Asterisk denotes entries on real places.
*Chicago.
American intellectuals come to love and despise the modern urban civilization upon which their existences are ultimately based. Cities are places to which intellectuals are invariably drawn but from which they must also inevitably escape. Ever since the rise of modern urban centers, there has been a labeling of cities as sources of social alienation in which people no longer know their neighbors, a contrast to the idealized romantic notion of rural communities.
Chicago is, in part, representative of the domain of actuality or “real life” in the modern world with which the vain and emotionally confused professor of literature, Moses E. Herzog, is continually confronted and with which he must come to terms. As an intellectual and idealist who has written on the social and political aspects of European Romanticism, he prefers to view what is often a rather harsh and brutal reality in terms of abstracted notions and philosophical ideas. In the cities he meets the urban people–like the crude and mocking lawyer Sandor Himmelstein or the pompous professor Valentine Gersbach, the supposed friend who steals away Herzog’s wife, Madeleine Pontritter–who take it upon themselves to be his “teachers” and to introduce him to a nihilistic vision of reality that he instinctively abhors.
Herzog’s reaction to this spiritual malaise and philosophical nihilism, especially the loss of humanistic moral values in favor of mute and indifferent facts, is an expression of Bellow’s own response to the alienation of human beings and the negativity of the fashionable existentialism taught in American universities during the 1950’s and 1960’s. In a time of great pessimism–in a post-Holocaust and Cold War Western world–Bellow’s work stands as an existential affirmation of humanity.
*New York City. Second great American urban center in Herzog. The urban centers of America are the places where one finds the modern self-obsessed neurotic individual who seems unable to maintain healthy emotional relationships with others. Like the neurotic New York character types found in the cinematic texts of filmmaker Woody Allen, Bellow’s cities harbor rather dysfunctional people who seem to dwell in a delusional state. The long-suffering and egocentric Moses E. Herzog (whose initials spell “me”), divorced three times, is one such plagued and pitiful person. Bellow intends for him to be, in this regard, an ironic representative of the modern city dweller, a poor self-involved soul who nonetheless possesses a great sense of human compassion and moral commitment. The character’s name “Herzog” implies (from the German) that he is both a prince (Herzog) of a man and a man with great heart (Herz). Bellow’s Herzog character suggests the author’s firm conviction that despite the distortions of the personality that occur from the stresses of modern urban life and the excesses of human self-consciousness, there is a deeper and more “natural” self that remains healthy and that fundamentally affirms human existence. Herzog’s decision at the novel’s conclusion not to murder Madeleine and Gersbach indicate Bellow’s belief that the natural and healthy instincts of the self–despite the negative influences of modern society and urban life–can assert themselves and can prevail. That Herzog makes his decision as he draws a deep breath would seem to suggest that his choice is a natural one (as opposed to a rationally moral one) and is an affirmation of intrinsic human nature.

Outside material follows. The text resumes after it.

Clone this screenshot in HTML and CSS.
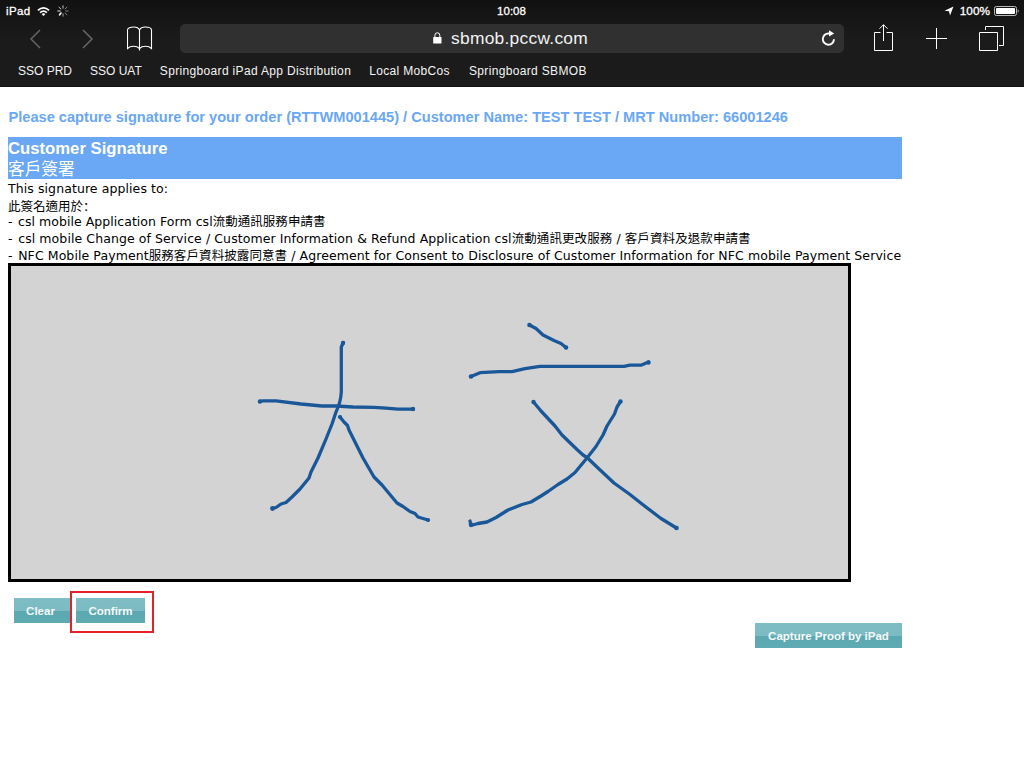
FILE: index.html
```html
<!DOCTYPE html>
<html lang="zh-Hant">
<head>
<meta charset="utf-8">
<title>Customer Signature</title>
<link rel="stylesheet" href="styles.css">
</head>
<body>
<header class="browser">
  <div class="status">
    <div class="status-left">
      <span class="device">iPad</span>
      <svg class="wifi" width="13" height="11" viewBox="0 0 14 11"><g fill="none" stroke="#fff" stroke-width="1.9"><path d="M1 4.2Q7-1.1 13 4.2"/><path d="M3.3 6.7Q7 3.5 10.7 6.7"/></g><path d="M4.9 8.2Q7 6.5 9.1 8.2L7 10.4z" fill="#fff"/></svg>
      <svg class="spinner" width="12" height="12" viewBox="0 0 12 12" stroke="#fff" stroke-width="1" stroke-linecap="round"><path d="M6 .8v2.4" opacity=".75"/><path d="M10 2.200 8.100 4" opacity=".5"/><path d="M11.200 6H8.800" opacity=".45"/><path d="M10 9.800 8.100 8" opacity=".45"/><path d="M6 11.200V8.800" opacity=".6"/><path d="M2.600 9.800 4 8" stroke-width="1.600"/><path d="M.8 6h2.400" opacity=".9"/><path d="M2 2.200 3.900 4" opacity=".8"/></svg>
    </div>
    <span class="clock">10:08</span>
    <div class="status-right">
      <svg width="10" height="10" viewBox="0 0 10 10"><path d="M9.500.500 6 9.500 5 5.200.500 4.800z" fill="#fff"/></svg>
      <span class="percent">100%</span>
      <svg class="battery" width="25" height="10" viewBox="0 0 25 10"><rect x=".5" y=".5" width="22" height="9" rx="1.8" fill="none" stroke="#b8b8b8"/><rect x="2" y="2" width="19" height="6" rx=".7" fill="#fff"/><path d="M23.7 3.2q1 .6 1 1.8t-1 1.8z" fill="#b8b8b8"/></svg>
    </div>
  </div>
  <div class="toolbar">
    <svg class="back" width="12" height="20" viewBox="0 0 12 20"><path d="M10 1 1 10 10 19" fill="none" stroke="#666" stroke-width="1.5"/></svg>
    <svg class="forward" width="12" height="20" viewBox="0 0 12 20"><path d="M1 1 10 10 1 19" fill="none" stroke="#666" stroke-width="1.5"/></svg>
    <svg class="book" width="27" height="26" viewBox="0 0 27 26"><path d="M12.500 4V24.500M12.500 4C11.500 2 9.500 1 7 1 3.500 1 .500 2 .500 4v18.500c3-2.800 9-3 12 0 3-3 9-2.800 12 0V4c0-2-3-3-6.500-3-2.500 0-4.500 1-5.500 3" fill="none" stroke="#fff" stroke-width="1.100"/></svg>
    <div class="address">
      <svg class="lock" width="9" height="13" viewBox="0 0 9 13"><rect x=".2" y="5" width="8.300" height="6.500" rx=".6" fill="#fff"/><path d="M1.900 5.300V3.200Q1.900.8 4.350.8T6.800 3.200v2.100" fill="none" stroke="#fff" stroke-width="1"/></svg>
      <span class="host">sbmob.pccw.com</span>
      <svg class="reload" width="15" height="17" viewBox="0 0 15 17"><path d="M9.500 3.500H7.500A5.600 5.600 0 1 0 13 9.300" fill="none" stroke="#fff" stroke-width="1.900"/><path d="M8 .3 13.200 3.600 8 6.600z" fill="#fff"/></svg>
    </div>
    <svg class="share" width="20" height="28" viewBox="0 0 20 28"><path d="M7.500 8.500H1.500v18h18v-18H13.500M10.500 17V.7M6.500 4.700l4-4 4 4" fill="none" stroke="#fff"/></svg>
    <svg class="plus" width="22" height="22" viewBox="0 0 22 22"><path d="M10.500 0v21M0 10.500h21" fill="none" stroke="#fff"/></svg>
    <svg class="tabs" width="26" height="26" viewBox="0 0 26 26"><path d="M.5 7.500h18v18H.5zM6.500 5V1.500h18v19H20" fill="none" stroke="#fff"/></svg>
  </div>
  <nav class="bookmarks"><a class="caps">SSO PRD</a><a class="caps">SSO UAT</a><a>Springboard iPad App Distribution</a><a>Local MobCos</a><a class="last">Springboard SBMOB</a></nav>
</header>
<main class="page">
  <h1>Please capture signature for your order (RTTWM001445) / Customer Name: TEST TEST / MRT Number: 66001246</h1>
  <section class="banner">
    <div class="en">Customer Signature</div>
    <div class="zh">客戶簽署</div>
  </section>
  <div class="terms">
    <div>This signature applies to:</div>
    <div class="lead">此簽名適用於<span class="colon" lang="zh-Hans">：</span></div>
    <div class="tight"><span class="dash">-</span> csl mobile Application Form csl流動通訊服務申請書</div>
    <div><span class="dash">-</span> csl mobile Change of Service / Customer Information &amp; Refund Application csl流動通訊更改服務 / 客戶資料及退款申請書</div>
    <div><span class="dash">-</span> NFC Mobile Payment服務客戶資料披露同意書 / Agreement for Consent to Disclosure of Customer Information for NFC mobile Payment Service</div>
  </div>
  <div class="pad">
    <svg width="837" height="313" viewBox="11 266 837 313" fill="none" stroke="#1a5799" stroke-width="3.300" stroke-linecap="round" stroke-linejoin="round">
      <path d="M343.300 342.500 341.300 347V392Q340.800 402 336 412L332 424 326 439 318 458 311 472 309 478 300 489 292 497 286 502.500 281 504 276 507.500 272.500 508.500"/>
      <path d="M259.500 401.500 263 400.800H276L301 404 322 406H336L353 407 374 407.300 386 408.200 398 409.200H413.500"/>
      <path d="M340 417 344 422 347.500 425.500 349 430 363 458 374 477 382 485 397 503 403 506.500 410 511.500 415 513.500 418 517 428 520"/>
      <path d="M529.500 325 536 328.500 543 335 554 340.500 561 343.500 566 347.500"/>
      <path d="M471 376.500 480 372.700 499 371.600H512L525 368.700 540 366.300H624L630 365.200H641L648.500 362"/>
      <path d="M620.500 401.500 617 407 614.500 414 607 426 603 435 596 446.500 587 458 575 472.500 567 479 558 484.500 548 491.500 541 496 531 502 522 504.500 508 510 496 517.500 487 522 478 523.500 471 525.500 470 521"/>
      <path d="M533.500 402 541 411 555 426 562 435 577 449.500 583 455 587 457.500 598 468 614 483 630 494.500 642 504 661 518.500 676.500 528"/>
      <g fill="#1a5799" stroke="none"><circle cx="343" cy="343" r="2.200"/><circle cx="260" cy="401.500" r="2.200"/><circle cx="413" cy="409" r="2.200"/><circle cx="272.500" cy="508.500" r="2.400"/><circle cx="340" cy="417" r="2.100"/><circle cx="428" cy="520" r="2.100"/><circle cx="529.500" cy="325" r="2.300"/><circle cx="566" cy="347.500" r="2.300"/><circle cx="471" cy="376.500" r="2.300"/><circle cx="648.500" cy="362.500" r="2.200"/><circle cx="620.500" cy="401.500" r="2.200"/><circle cx="471" cy="524.500" r="2.300"/><circle cx="533.500" cy="402" r="2.200"/><circle cx="676.500" cy="528" r="2.300"/></g>
    </svg>
  </div>
  <div class="actions"><button class="btn clear">Clear</button><div class="highlight"><button class="btn confirm">Confirm</button></div></div>
  <div class="proof"><button class="btn capture">Capture Proof by iPad</button></div>
</main>
</body>
</html>
```
FILE: styles.css
```css
* { box-sizing: border-box; }
body { margin: 0; background: #fff; color: #000; font-family: "Liberation Sans", "Noto Sans CJK TC", sans-serif; }
svg { display: block; flex: none; }
a, h1, .terms div { white-space: nowrap; }

.browser { height: 87px; background: linear-gradient(#111, #1b1b1b 40px, #1b1b1b 86px, #111 86px); color: #fff; }
.status { display: grid; grid-template-columns: 1fr auto 1fr; align-items: center; height: 22px; padding: 0 5px 0 6px; font-size: 12px; line-height: 22px; -webkit-text-stroke: .3px #fff; }
.status-left, .status-right { display: flex; align-items: center; }
.status-right { justify-content: flex-end; }
.device { font-size: 11.5px; letter-spacing: .4px; }
.clock { margin: 0 2px 0 0; font-size: 11.5px; }
.wifi { margin-left: 6px; }
.spinner { margin-left: 7px; }
.percent { margin: 0 4px 0 6px; font-size: 11.8px; }
.toolbar { display: flex; align-items: flex-start; height: 36px; padding: 2px 19px 0 30px; }
.back { margin-top: 5px; }
.forward { margin: 5px 0 0 40px; }
.book { margin: 2px 0 0 33px; }
.address { display: flex; align-items: center; width: 664px; height: 29px; margin-left: 26px; padding: 0 8px 0 253px; border-radius: 5px; background: #303030; }
.host { margin-left: 9px; font-size: 17.4px; line-height: 29px; letter-spacing: .26px; color: #f2f2f2; }
.reload { margin-left: auto; }
.share { margin: 0 0 0 29px; }
.plus { margin: 4px 0 0 33px; }
.tabs { margin: 1px 0 0 31px; }
.bookmarks { display: flex; gap: 18px; padding: 5px 0 0 18px; font-size: 12px; line-height: 16px; letter-spacing: .34px; color: #f4f4f4; }
.caps { letter-spacing: 0; }
.last { margin-left: 1px; }

.page { width: 894px; margin-left: 8px; }
h1 { height: 50px; margin: 0; padding: 20px 0 0 .5px; font-size: 14.62px; line-height: 20px; font-weight: bold; color: #6aa7f4; }
.banner { height: 42px; padding-top: 1px; background: #6aa7f4; color: #fff; font-size: 16.7px; line-height: 21px; }
.banner div { height: 21px; }
.en { font-weight: bold; }
.terms { height: 84.500px; padding: 2px 0 0; font-family: "DejaVu Sans", "Noto Sans CJK TC", sans-serif; font-size: 12.5px; line-height: 16.700px; letter-spacing: .088px; }
.terms div { height: 16.700px; }
.terms .lead { line-height: 15.7px; letter-spacing: 0; }
.terms .tight { letter-spacing: .04px; }
.dash { margin-right: 1.5px; }
.colon { font-family: "Noto Sans CJK SC", sans-serif; }
.pad { width: 843px; height: 319px; border: 3px solid #000; background: #d3d3d3; margin-top: -.5px; }
.actions { display: flex; align-items: flex-start; height: 41px; padding: 9px 0 0 6px; }
.btn { height: 25px; border: 0; border-radius: 0; padding: 1px 0 0; font: bold 11.500px/25px "Liberation Sans", sans-serif; color: #f5fafa; background: linear-gradient(#7fbdc4, #7bbbc2 13px, #5ca8b1 13px, #5fabb4); text-align: center; }
.clear { width: 56px; margin-top: 7px; padding-right: 3px; }
.highlight { width: 84px; height: 42px; border: 2px solid #e6202a; padding: 5px 4px; display: flex; }
.confirm { width: 69px; }
.proof { display: flex; justify-content: flex-end; }
.capture { width: 147px; }
```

*Berkshires. Mountainous region in western Massachusetts that is the location of Ludleyville, where Herzog owns a large and dilapidated summer country home. A romantic at heart, the urban intellectual Herzog is drawn to what he perceives to be nature and its supposed “healing” effects. When he first purchases his Berkshire home, he envisages it as becoming a kind of idyllic and princely country estate where he can devote himself to his academic work. However, its poor condition seems constantly to mock his grand vision of himself, and the isolated location becomes a major point of marital contention between him and Madeleine, who yearns for the intellectual and cultural stimulation of the city. The run-down condition of the vacation home where Moses Herzog is found at the novel’s beginning serves as a symbolic commentary on the state of his life, a catalog of both his academic and personal failures. The fact that even in the country Herzog cannot succeed seems to suggest Bellow’s belief that location, be it city or country, is ultimately not the source of a character’s failures; the foibles and frailties of the human heart are the source. An escape to some idealized vision of a romantic idyll in the countryside is only a delusion. Herzog’s retreat to the ramshackle home in Ludleyville suggests, however, his final acceptance of all that he is and has become, both the good and the bad.